Hamlet (new production imported from Geneva)
Keenlyside, Dessay, Larmore, Morris, Spence / Langrée (March-April)
Another Natalie Dessay showpiece, with another Natalie Dessay mad scene. Who can resist?

La Traviata
Gheorghiu, Valenti, Hampson / Slatkin (end of March-April)
2002 Met Council Finals winner James Valenti finally makes his company debut as Alfredo. Gheorghiu's Violetta and Hampson's Germont are likely familiar, but by the time of this revival it will have been a dozen years since Leonard Slatkin conducted at the Met.

Armida (new Mary Zimmerman production)
Fleming, Brownlee, Ford, Zapata, Banks, van Rensburg / Frizza (April, including first night Gala, and May)
Fleming in her element -- Rossini's take on Tasso. Don't miss, and buy your tickets early.

Flying Dutchman
Uusitalo, Voigt, Gould / Ono (April-May)
See note on Tosca. Tenor Stephen Gould's debut is interesting, but this revival's likely a miss unless Uusitalo shows well in the Puccini.
New: Or unless he doesn't sing this either...

Lulu
Petersen, Lehman, von Otter, Morris / Levine (May)
The greatest, most gorgeous (particularly when Levine conducts it) modernist opera gets a surprisingly starry cast.

Tuesday, September 15, 2009

Gagnidze fans, rejoice

A reader notes that unimpressive baritone Juha Uusitalo is out of not only Monday's opening night gala of Tosca, but the entire run. George Gagnidze, who sang Scarpia in last year's NY Philharmonic Tosca, will now sing in all non-Terfel performances.

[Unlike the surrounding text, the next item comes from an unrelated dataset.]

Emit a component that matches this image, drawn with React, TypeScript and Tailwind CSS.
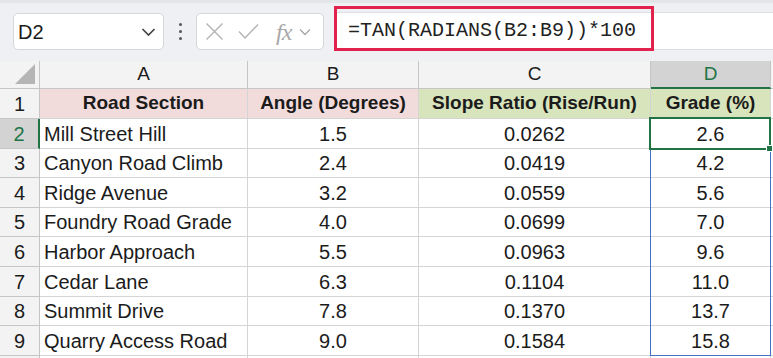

Monday, September 14, 2009

One week

The happiest thing about opera is that it occurs in the now -- palpably so. The experience of the operagoer may well, as familiarity grows, expand to enclose future (the near pleasure of getting one's tickets or wondering what the season may bring, as well as the more distant games of what future lineups would be pleasant to see, or what some singer or conductor might become over time) and, of course, past (both the vast art history in which musicologists swim and the closer performance nostalgia into which many a devoted fan has sunk) but these are secondary to the existence of a performance in the present, as the many and various times of a house full of people sync into a single now as each makes his way through the music and story, the sounds and meanings made on that specific occasion. It's this now created each night anew that is important: the great mystery that makes everything else about the opera world tolerable.

All this by way of saying that if you've been away from opera for the summer months -- or longer -- or have never seen an opera at all (if by some chance someone of that description is reading this blog)! -- you may have missed some number of great performances and rather more less-great news and gossip, but none of that has any bearing on what you may or may not experience at to the Met season-opening Tosca next Monday. (Or, of course, any other performance.)

Friday, September 11, 2009

102 minutes

Via the History Channel, eyewitness video footage from this day in 2001.

A "Day of Service"? What a grotesquely vile perversion of memory. Watch the footage instead.